I couldn't seek solace in nonbelievers, because I knew more than they did.
So.
This is where my perspective comes from, and now, so many years later I have no form of resentment, anger, or bad feelings towards the faithful.
But when faith and religion are spoken of as a benign choice- I know that to be very incorrect.
Even in America, where like I was saying the other night, we have the complete ease of thinking we believe something, and not knowing a single thing about it.
We have that luxury.
But deep inside my brain, I know that this level of faith that resides in a good amount of the religious in our country.
Could be triggered to do very bad things.
Like we see in the middle east.
Like we've seen in Africa.

lo: [totally. absolutely. [the other funny thing is that even people who say that they understand in and 'believe' evolution- dont really. we're sooooo glibly ignorant.]

skyrlundy: Like we've seen during the inquisition and witch trials.
This is my picture of religion.
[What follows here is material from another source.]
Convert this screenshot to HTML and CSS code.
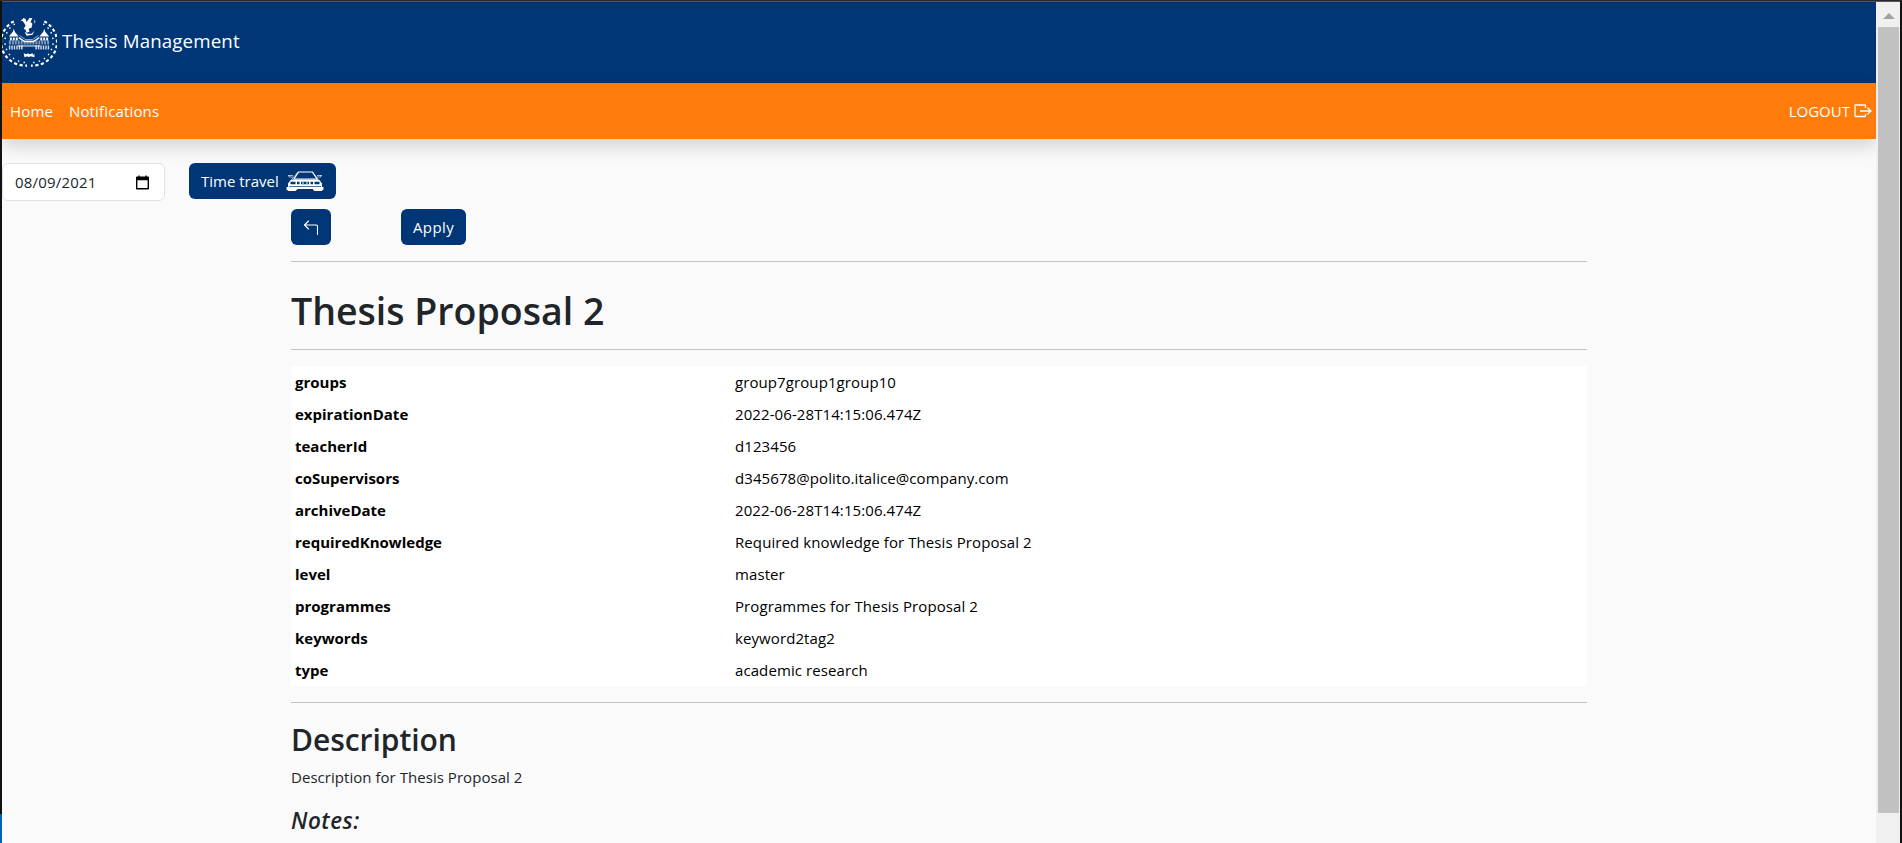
FILE: index.html
```html
<!DOCTYPE html>
<html lang="en">
<head>
<meta charset="utf-8">
<title>Thesis Management</title>
<link rel="stylesheet" href="styles.css">
</head>
<body>
<div class="window">
  <div class="edge-left"></div>
  <div class="page">
    <header class="brand-bar">
      <svg class="logo" viewBox="0 0 56 56" fill="none" stroke="#fff">
        <g stroke-width="2.200" stroke-dasharray="3.200 2.600">
          <path d="M12 6.500A25 24 0 0 0 25.500 51.500"/>
          <path d="M43 6.500A25 24 0 0 1 29.500 51.500"/>
        </g>
        <g stroke-width="1.500" stroke-dasharray="1.500 4.300">
          <path d="M13 9A22 21.500 0 0 0 26 48.500"/>
          <path d="M42 9A22 21.500 0 0 1 29 48.500"/>
        </g>
        <g fill="#fff" stroke="none">
          <path d="M22 3l2 1 1 3 3-4 3 0-2 4 2 2-1 4-3 1 1 3-3 1-1-3-2-1 2-3-1-2-2-3-2 0z"/>
          <path d="M33 4l1 3-1 2zM23 17l3 2 4 0 3-3-2 4-6 1z"/>
          <path d="M12 14l1 3 4 5H7l4-5zM43 14l1 3 4 5H38l4-5z"/>
          <path d="M8 23h2v3H8zM11 23h2v3h-2zM14 23h2v3h-2zM39 23h2v3h-2zM42 23h2v3h-2zM45 23h2v3h-2z"/>
          <path d="M22 39l3 1 1-1 2 1 3-1 1 2 1-2v4l-4-1-2 1-1-1-3 1z"/>
        </g>
        <path stroke-width="1.500" d="M17 23l6 4h9l6-4"/>
        <path stroke-width="1" opacity=".6" d="M18 21l6 4h7l6-4"/>
        <path stroke-width="4" stroke-dasharray="2 1" opacity=".5" d="M7 28h41"/>
        <path stroke-width="4" stroke-dasharray="1.500 1" opacity=".8" d="M7 33h14M34 33h14"/>
        <path stroke-width="2" opacity=".5" d="M16 31.500h23"/>
      </svg>
      <span class="brand">Thesis Management</span>
    </header>
    <nav class="nav-bar">
      <a class="home">Home</a>
      <a class="notifications">Notifications</a>
      <a class="logout"><span>LOGOUT</span>
        <svg width="18" height="14" viewBox="0 0 18 14" preserveAspectRatio="none" fill="none" stroke="#fff" stroke-width="1.300"><path d="M11.500 4V1.500Q11.500 1 11 1H1.500Q1 1 1 1.500v10.500q0 .5.500.5H11q.5 0 .5-.5V10M6 7h11M13.500 3.700L17 7l-3.500 3.300"/></svg>
      </a>
    </nav>
    <div class="time-row">
      <div class="date-input"><span>08/09/2021</span>
        <svg width="13" height="15" viewBox="0 0 14 15"><path d="M2.500 0H4v1h6V0h1.500v1H13q1 0 1 1v12q0 1-1 1H1q-1 0-1-1V2q0-1 1-1h1.500zM1.500 5v8.500h11V5z" fill="#000" fill-rule="evenodd"/></svg>
      </div>
      <button class="btn travel"><span>Time travel</span>
        <svg width="38" height="21" viewBox="0 0 38 21" fill="none" stroke="#fff">
          <path d="M12.500 1h14L31 8H8z" stroke-width="1.200"/>
          <path d="M2 4.500h5M31 4.500h5M3 4v2h4M35 4v2h-4M12 1L6 8M26 1l6 7" stroke-width=".8" opacity=".8"/>
          <path d="M5 8.500h28l3 4v4H2v-4z" fill="#fff" stroke="none"/>
          <path d="M4.500 12h5M28.500 12h5M11 12h2.500M24.500 12H27M15 12h8" stroke="#003576" stroke-width="2.500"/>
          <path d="M16 12h2M20 12h2" stroke="#fff"/>
          <path d="M3 15.500h32" stroke="#003576" stroke-width=".7"/>
          <path d="M.5 16h37v2.500l-2 1.500h-7l-2-2h-15l-2 2h-7l-2-1.500z" fill="#fff" stroke="none"/>
        </svg>
      </button>
    </div>
    <main class="content">
      <div class="actions">
        <button class="btn back"><svg width="16" height="16" viewBox="0 0 16 16" fill="none" stroke="#fff" stroke-width="1.100" stroke-linecap="round" stroke-linejoin="round"><path d="M14.500 15.500V7q0-1-1-1H1.500M5.500 2L1.500 6l4 4"/></svg></button>
        <button class="btn apply">Apply</button>
      </div>
      <hr>
      <h1>Thesis Proposal 2</h1>
      <hr>
      <table>
        <tr><th>groups</th><td>group7group1group10</td></tr>
        <tr><th>expirationDate</th><td>2022-06-28T14:15:06.474Z</td></tr>
        <tr><th>teacherId</th><td>d123456</td></tr>
        <tr><th>coSupervisors</th><td>d345678@polito.italice@company.com</td></tr>
        <tr><th>archiveDate</th><td>2022-06-28T14:15:06.474Z</td></tr>
        <tr><th>requiredKnowledge</th><td>Required knowledge for Thesis Proposal 2</td></tr>
        <tr><th>level</th><td>master</td></tr>
        <tr><th>programmes</th><td>Programmes for Thesis Proposal 2</td></tr>
        <tr><th>keywords</th><td>keyword2tag2</td></tr>
        <tr><th>type</th><td>academic research</td></tr>
      </table>
      <hr>
      <h2>Description</h2>
      <p class="description">Description for Thesis Proposal 2</p>
      <h4>Notes:</h4>
    </main>
  </div>
  <div class="scrollbar"><div class="arrow"></div><div class="thumb"></div></div>
</div>
</body>
</html>
```
FILE: styles.css
```css
* { box-sizing: border-box; }
body {
  margin: 0;
  height: 843px;
  overflow: hidden;
  font-family: "Open Sans", "Noto Sans", sans-serif;
  font-size: 15px;
  line-height: 24px;
  color: #212529;
  background: #111;
}
.window {
  display: grid;
  grid-template-columns: 2px 1874px 24px 2px;
  height: 843px;
  border-top: 1px solid #2b2b2b;
}
.edge-left { background: linear-gradient(#111 813px, #0063b5 813px); }
.page { background: #fafafa; border-top: 1px solid #555; overflow: hidden; height: 842px; }
.brand-bar {
  display: flex;
  align-items: center;
  height: 81px;
  background: #003576;
  color: #fff;
}
.logo { width: 55px; height: 55px; }
.brand { font-size: 18.700px; letter-spacing: .15px; margin-left: 5px; padding-bottom: 4px; }
.nav-bar {
  display: flex;
  align-items: center;
  height: 56px;
  padding: 0 4px 0 8px;
  background: #ff7c0a;
  color: #fff;
  box-shadow: 0 8px 16px rgba(0, 0, 0, .15);
}
.home, .notifications { letter-spacing: .15px; }
.notifications { margin-left: 16px; }
.logout { display: flex; align-items: center; gap: 4px; margin-left: auto; }
.time-row { display: flex; align-items: flex-start; height: 46px; margin-top: 24px; gap: 24px; }
.date-input {
  display: flex;
  align-items: center;
  justify-content: space-between;
  width: 163px;
  height: 38px;
  padding: 0 15px 0 12px;
  background: #fff;
  border: 1px solid #dee2e6;
  border-radius: 6px;
  letter-spacing: .2px;
}
.btn {
  display: flex;
  align-items: center;
  justify-content: center;
  height: 36px;
  padding: 0 12px;
  border: 0;
  border-radius: 6px;
  background: #003576;
  color: #fff;
  font: inherit;
}
.travel { width: 147px; justify-content: space-between; }
.travel span { white-space: nowrap; }
.content { width: 1296px; margin-left: 289px; }
.actions { display: flex; gap: 70px; }
.back { width: 40px; }
.apply { width: 65px; letter-spacing: .4px; }
hr { height: 1px; margin: 16px 0; border: 0; background: #c0c2c3; }
h1, h2, h4 { font-weight: 600; }
h1 { margin: 27px 0 0; font-size: 37.500px; line-height: 44px; letter-spacing: 0; }
h2 { margin: 0 0 6px; padding-top: 2px; font-size: 30px; line-height: 38px; letter-spacing: -.05px; }
h4 { margin: 17px 0 0; font-size: 22.500px; line-height: 30px; font-style: italic; letter-spacing: .5px; }
.description { margin: 0; letter-spacing: .04px; }
table { width: 100%; border-spacing: 0; background: #fff; color: #000; }
th, td { height: 32px; padding: 4px; text-align: left; }
th { width: 440px; }
td { letter-spacing: .09px; }
.scrollbar { background: #f0f0f0; padding: 11px 1px 0 2px; border-top: 1px solid #555; }
.arrow {
  width: 0;
  height: 0;
  margin: 0 auto;
  border: 6px solid transparent;
  border-top: 0;
  border-bottom-color: #a3a3a3;
}
.thumb { height: 786px; margin-top: 8px; background: #c1c1c1; }
```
It's makes monsters of people, and worse.
I'm not going to say that it's something I fear, but it is something that I understand.

lo: i think that religion gives something for that instinct to cloak itself in- but the impetus to NUKE IT FROM THE SKY when things are different or other than ourselves is sort of innate

skyrlundy: It is, but nothing is worse than a tribalism in modern days that is reinforced by divine providence.
A belief, that no matter how challenged as a whole, will continue to be believed and fought for.

lo: ok yes. that is hell of true.
tweet that.
'nothing is worse than a tribalism in modern days that is reinforced by divine providence.'
\that
BC I WANT TO FAV AND RT
also i want to snuggle

skyrlundy: [me too]
So if we were standing next to each other, overlooking the world, with what I've just said in mind...
The takeaway is that it is entirely dangerous to have beliefs which cannot be changed by rational thought.
Faith is incredibly dangerous to ourselves and our species.